Según el sicólogo, esto está enraizado en nuestra evolución: "Cuando tienes sociedades de no más de 150 individuos, tienes un líder carismático que le da sentido de pertenencia a la comunidad, y sus miembros pueden aceptar el costo que significa vivir con otros. Algunas sociedades tradicionales que no tienen líderes carismáticos usan bailes rituales que los hacen entrar en trance y producen irrupciones de endorfinas que los hace sentirse bien y parte de la comunidad nuevamente. Esto se ve permanentemente en nuestra historia: líderes, reyes, políticos usando mecanismos para mantener a la comunidad unida: el circo romano, declarar la guerra al enemigo... el populismo que se ve hoy".
Para Dunbar, el éxito de la primavera árabe se funda en esta misma noción religiosa (y no en el uso de las redes sociales, que sirven más bien para la coordinación): "Tienes gente en distintos países que se sienten hermanos y hermanas entre ellos por sólo pertenecer a la misma religión, y eso los hace sentirse parte de la misma familia".

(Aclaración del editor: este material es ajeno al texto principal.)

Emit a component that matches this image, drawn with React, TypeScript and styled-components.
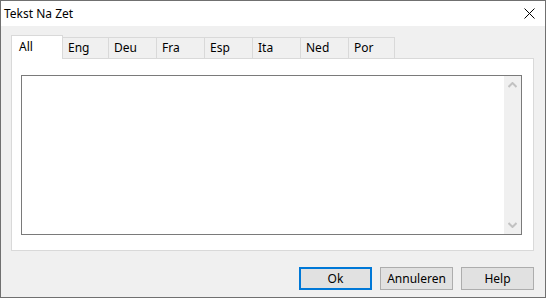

¿Pero qué pasa en el mundo occidental de hoy, sacralizado y poblado por individuos que sólo se relacionan de manera comprometida y cooperativa con otros 150 individuos? "El problema con la vida que se da en las grandes ciudades es encontrar un proyecto que nos una de esa manera", advierte Dunbar. Dice que en la raíz de nuestra sicología está la esperanza de que las cosas sean mejores. Por eso tendemos a creer mucho antes que a entender. "Las religiones nacen porque algún individuo carismático dice 'tengo la solución, tuve una iluminación'... En política funciona de la misma forma. Y a lo que apelan es a nuestra esperanza", explica. "Cuando la gente cree algo, aunque no tenga sentido, se comprometerá con ese algo, lo hará suyo. El ejemplo contemporáneo más reciente es el movimiento ambiental: una idea a la que muchos adhieren y los hace movilizarse". Asiente cuando se le nombra el movimiento estudiantil de estas latitudes: "Muchos movimientos políticos parten como representantes de un interés particular (mejores escuelas, educación más barata). Su mensaje en general es muy simple, poco racional, mucho más emocional: algo en lo que podamos creer", sentencia.